Ensuring women's legal rights:

  • Laws to advance women's participation in decision-making have been adopted in 22 of the 182 countries that have ratified the Treaty.
  • In Tanzania, the Supreme Court invalidated a customary law that barred women from inheriting clan property, citing the Treaty for the Rights of Women and other rights treaties as "a standard below which any civilized nation will be ashamed to fall."1
  • Zambia ratified the Treaty for the Rights of Women in 1985 and in 1991 extended its Bill of Rights to cover sex discrimination.1
  • Women proposing revisions for the Ugandan constitution in 1995, referred to the Treaty for the Rights of Women for guidance, and now many of its provisions reflect Treaty standards.2
  • Since 1989, legislation in China has highlighted equality between men and women.
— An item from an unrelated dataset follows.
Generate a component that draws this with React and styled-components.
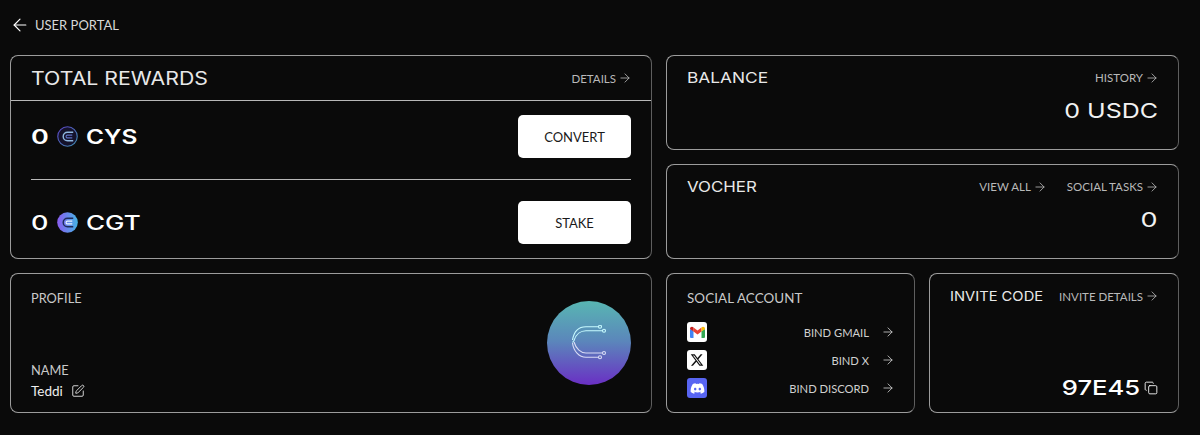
import { createGlobalStyle, styled } from "styled-components";
import { ArrowLeft, ArrowRight, Copy, SquarePen } from "lucide-react";
import { FaDiscord } from "react-icons/fa";
import { FaXTwitter } from "react-icons/fa6";

const GlobalStyle = createGlobalStyle`
  html, body {
    margin: 0;
    background: #0a0a0a;
  }
  body {
    color: #fff;
    font-family: "Lato", "Liberation Sans", sans-serif;
  }
`;

const Page = styled.div`
  width: 1200px;
  height: 435px;
  overflow: hidden;
  padding: 0 21px 0 10px;
  box-sizing: border-box;
`;

const TopBar = styled.div`
  height: 55px;
  display: flex;
  align-items: center;
  gap: 5px;
  padding-bottom: 5px;
  box-sizing: border-box;
  font-size: 13px;
  color: #d8d8d8;
`;

const Grid = styled.div`
  display: grid;
  grid-template-columns: 642px 249px 250px;
  grid-template-rows: 95px 95px 140px;
  column-gap: 14px;
  row-gap: 14px;
`;

const Card = styled.section`
  border: 1px solid #9c9c9c;
  border-right-color: #5e5e5e;
  border-radius: 8px;
  box-sizing: border-box;
  min-width: 0;
  grid-column: ${(p) => p.$column || "auto"};
  grid-row: ${(p) => p.$row || "auto"};
  padding: ${(p) => p.$padding || "0"};
  display: flex;
  flex-direction: column;
`;

const Row = styled.div`
  display: flex;
  align-items: center;
  justify-content: space-between;
`;

const RewardsHeader = styled(Row)`
  height: 44px;
  padding: 0 20px;
  border-bottom: 1px solid #b8b8b8;
`;

/* the display face in the reference is an extended sans, so stretch Inter */
const Wide = styled.span`
  display: inline-block;
  font-family: "Inter", sans-serif;
  font-weight: ${(p) => p.$weight || 400};
  font-size: ${(p) => p.$size || 20}px;
  white-space: nowrap;
  transform: scaleX(${(p) => p.$scale || 1.25});
  transform-origin: ${(p) => p.$origin || "left"} center;
`;

const Title = styled(Wide)`
  color: #e8e8e8;
`;

const LinkRow = styled.div`
  display: flex;
  gap: 21px;
`;

const TextLink = styled.a`
  display: inline-flex;
  align-items: center;
  gap: 2px;
  font-size: 11.5px;
  color: #b9b9b9;
  white-space: nowrap;
`;

const Arrow = styled(ArrowRight).attrs({ size: 14, strokeWidth: 1.4 })`
  margin-right: -1px;
`;

const RewardList = styled.div`
  flex: 1;
  margin: 0 20px;
  display: flex;
  flex-direction: column;
`;

const RewardRow = styled(Row)`
  padding: 14px 0 21px;
  & + & {
    border-top: 1px solid #b8b8b8;
    padding: 21px 0 13px;
  }
`;

const Amount = styled.div`
  display: flex;
  align-items: center;
  gap: 8px;
  color: #fff;
`;

const ZeroSlot = styled.div`
  width: 18px;
`;

const ActionButton = styled.button`
  width: 113px;
  height: 43px;
  border: 0;
  border-radius: 5px;
  background: #fff;
  color: #1a1a1a;
  font-family: inherit;
  font-size: 13px;
`;

const BalanceCard = styled(Card)`
  padding: 12px 20px;
`;

const BigValue = styled.div`
  margin-top: 12px;
  text-align: right;
  color: #f2f2f2;
`;

const Label = styled.div`
  font-size: ${(p) => p.$size || 12.8}px;
  letter-spacing: ${(p) => p.$spacing || 0}px;
  color: #c9c9c9;
`;

const ProfileCard = styled(Card)`
  flex-direction: row;
  justify-content: space-between;
  padding: 16px 20px 13px;
`;

const ProfileInfo = styled.div`
  display: flex;
  flex-direction: column;
  justify-content: space-between;
`;

const NameBlock = styled.div`
  display: flex;
  flex-direction: column;
  gap: 5px;
`;

const NameRow = styled.div`
  display: flex;
  align-items: center;
  gap: 8px;
  font-size: 13.5px;
  color: #eee;
`;

const Avatar = styled.div`
  width: 84px;
  height: 84px;
  margin-top: 11px;
  border-radius: 50%;
  background: linear-gradient(180deg, #58b6b2 0%, #5b86bb 48%, #6a2fc4 100%);
  display: flex;
  align-items: center;
  justify-content: center;
`;

const SocialList = styled.div`
  margin-top: 16px;
  display: flex;
  flex-direction: column;
  gap: 8px;
`;

const SocialRow = styled(Row)`
  font-size: 11.2px;
  color: #d0d0d0;
`;

const SocialIcon = styled.div`
  width: 20px;
  height: 20px;
  border-radius: 3px;
  background: ${(p) => p.$bg || "#fff"};
  color: ${(p) => p.$fg || "#111"};
  display: flex;
  align-items: center;
  justify-content: center;
`;

const BindLink = styled.div`
  display: flex;
  align-items: center;
  gap: 12px;
`;

const CodeRow = styled.div`
  margin-top: auto;
  display: flex;
  justify-content: flex-end;
  align-items: center;
  gap: 4px;
  color: #fff;
`;

function CoinMark({ cys }) {
  return (
    <svg width="21" height="21" viewBox="0 0 22 22">
      <defs>
        <linearGradient id="cgt" x1="0" y1="0" x2="1" y2="0">
          <stop offset="0" stopColor="#8a5cf0" />
          <stop offset="1" stopColor="#45b4e6" />
        </linearGradient>
        <linearGradient id="cys" x1="0" y1="0" x2="1" y2="1">
          <stop offset="0" stopColor="#5a3fc0" />
          <stop offset="1" stopColor="#3f8fb0" />
        </linearGradient>
      </defs>
      {cys ? (
        <circle cx="11" cy="11" r="10.2" fill="#14122b" stroke="url(#cys)" strokeWidth="1.2" />
      ) : (
        <circle cx="11" cy="11" r="10.8" fill="url(#cgt)" />
      )}
      <path
        d="M17 6.500h-6a4.500 4.500 0 0 0 0 9h6"
        fill="none"
        stroke={cys ? "#8fb8e0" : "#1f2c5c"}
        strokeWidth="1.5"
      />
      <path
        d="M16 9.500h-5a1.500 1.500 0 0 0 0 3h5"
        fill="none"
        stroke={cys ? "#5b6fc0" : "#e8f4ff"}
        strokeWidth="1.2"
      />
    </svg>
  );
}

function AvatarMark() {
  return (
    <svg width="36" height="36" viewBox="0 0 36 36" fill="none" strokeWidth="1.1">
      <g stroke="#c8fbff">
        <path d="M27.500 1.700H15C8 1.700 3 6 1.500 15" />
        <path d="M31.500 5.700H15C10 5.700 5 9 3 15.500L1.500 17.500" />
        <circle cx="29" cy="1.700" r="1.500" />
        <circle cx="33" cy="5.700" r="1.500" />
      </g>
      <g stroke="#d9dcf5">
        <path d="M1.500 18C2.500 26 8 32.300 15 32.300H27.500" />
        <path d="M3 17C5 24 10 28 15 28H31.500" />
        <circle cx="33" cy="28" r="1.500" />
        <circle cx="29" cy="32.300" r="1.500" />
      </g>
    </svg>
  );
}

function GmailMark() {
  return (
    <svg width="15" height="12" viewBox="0 0 15 12">
      <path d="M0 3v8a1 1 0 0 0 1 1h2.500V5z" fill="#4285f4" />
      <path d="M15 3v8a1 1 0 0 1-1 1h-2.500V5z" fill="#34a853" />
      <path d="M11.500 1.500 7.500 4.500 3.500 1.500V5.500l4 3 4-3z" fill="#ea4335" />
      <path d="M0 3C0 1 2 0 3.500 1.500V5.500z" fill="#c5221f" />
      <path d="M15 3c0-2-2-3-3.500-1.500V5.500z" fill="#fbbc04" />
    </svg>
  );
}

export default function App() {
  return (
    <>
      <GlobalStyle />
      <Page>
        <TopBar>
          <ArrowLeft size={20} strokeWidth={1.4} color="#fff" />
          USER PORTAL
        </TopBar>
        <Grid>
          <Card $column="1" $row="1 / 3">
            <RewardsHeader>
              <Title $size={18.5} $scale={1.15}>TOTAL REWARDS</Title>
              <TextLink>DETAILS <Arrow /></TextLink>
            </RewardsHeader>
            <RewardList>
              <RewardRow>
                <Amount>
                  <ZeroSlot><Wide $weight={600} $scale={1.35}>0</Wide></ZeroSlot>
                  <CoinMark cys />
                  <Wide $weight={600} $scale={1.22}>CYS</Wide>
                </Amount>
                <ActionButton>CONVERT</ActionButton>
              </RewardRow>
              <RewardRow>
                <Amount>
                  <ZeroSlot><Wide $weight={500} $scale={1.35}>0</Wide></ZeroSlot>
                  <CoinMark />
                  <Wide $weight={500} $scale={1.3}>CGT</Wide>
                </Amount>
                <ActionButton>STAKE</ActionButton>
              </RewardRow>
            </RewardList>
          </Card>

          <BalanceCard $column="2 / 4" $row="1">
            <Row>
              <Title $size={15} $scale={1.155}>BALANCE</Title>
              <TextLink>HISTORY <Arrow /></TextLink>
            </Row>
            <BigValue><Wide $origin="right">0 USDC</Wide></BigValue>
          </BalanceCard>

          <BalanceCard $column="2 / 4" $row="2">
            <Row>
              <Title $size={15} $scale={1.125}>VOCHER</Title>
              <LinkRow>
                <TextLink>VIEW ALL <Arrow /></TextLink>
                <TextLink>SOCIAL TASKS <Arrow /></TextLink>
              </LinkRow>
            </Row>
            <BigValue><Wide $origin="right" $scale={1.35}>0</Wide></BigValue>
          </BalanceCard>

          <ProfileCard $column="1" $row="3">
            <ProfileInfo>
              <Label>PROFILE</Label>
              <NameBlock>
                <Label>NAME</Label>
                <NameRow>
                  Teddi <SquarePen size={14} strokeWidth={1.5} />
                </NameRow>
              </NameBlock>
            </ProfileInfo>
            <Avatar>
              <AvatarMark />
            </Avatar>
          </ProfileCard>

          <Card $column="2" $row="3" $padding="16px 20px 13px">
            <Label $size={13.4} $spacing={0.1}>SOCIAL ACCOUNT</Label>
            <SocialList>
              <SocialRow>
                <SocialIcon><GmailMark /></SocialIcon>
                <BindLink>BIND GMAIL <Arrow /></BindLink>
              </SocialRow>
              <SocialRow>
                <SocialIcon><FaXTwitter size={14} /></SocialIcon>
                <BindLink>BIND X <Arrow /></BindLink>
              </SocialRow>
              <SocialRow>
                <SocialIcon $bg="#5865f2" $fg="#fff"><FaDiscord size={15} /></SocialIcon>
                <BindLink>BIND DISCORD <Arrow /></BindLink>
              </SocialRow>
            </SocialList>
          </Card>

          <Card $column="3" $row="3" $padding="14px 20px 12px">
            <Row>
              <Title $size={13.5} $scale={1.09}>INVITE CODE</Title>
              <TextLink>INVITE DETAILS <Arrow /></TextLink>
            </Row>
            <CodeRow>
              <Wide $origin="right" $weight={500} $scale={1.28}>97E45</Wide>
              <Copy size={14} strokeWidth={1.5} />
            </CodeRow>
          </Card>
        </Grid>
      </Page>
    </>
  );
}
Women are now guaranteed joint ownership of marital property and equal inheritance.1
  • A Botswana appeals court cited the Treaty in overturning a law that gave citizenship to children of men married to foreigners but not to those of women married to foreigners.1

Improving women's lives at work:

  • Germany, Guatemala, the Philippines, Poland, Portugal, Spain, and the United Kingdom are among the countries that have improved maternity leave and child care for working women in accord with Treaty provisions.1
  • In Australia, the government cited its treaty obligations in passing national legislation against sexual harassment in the workplace.1

1. Landsberg-Lewis, Ilana, ed., "Bringing Equality Home," United Nations Development Fund for Women (UNIFEM), New York, NY, 1998.
2. Milani, Leila Rassekh, ed., "Human Rights for All," Working Group on Ratification of the UN Convention on the Elimination of All Forms of Discrimination Against Women, Washington D.C., 2001.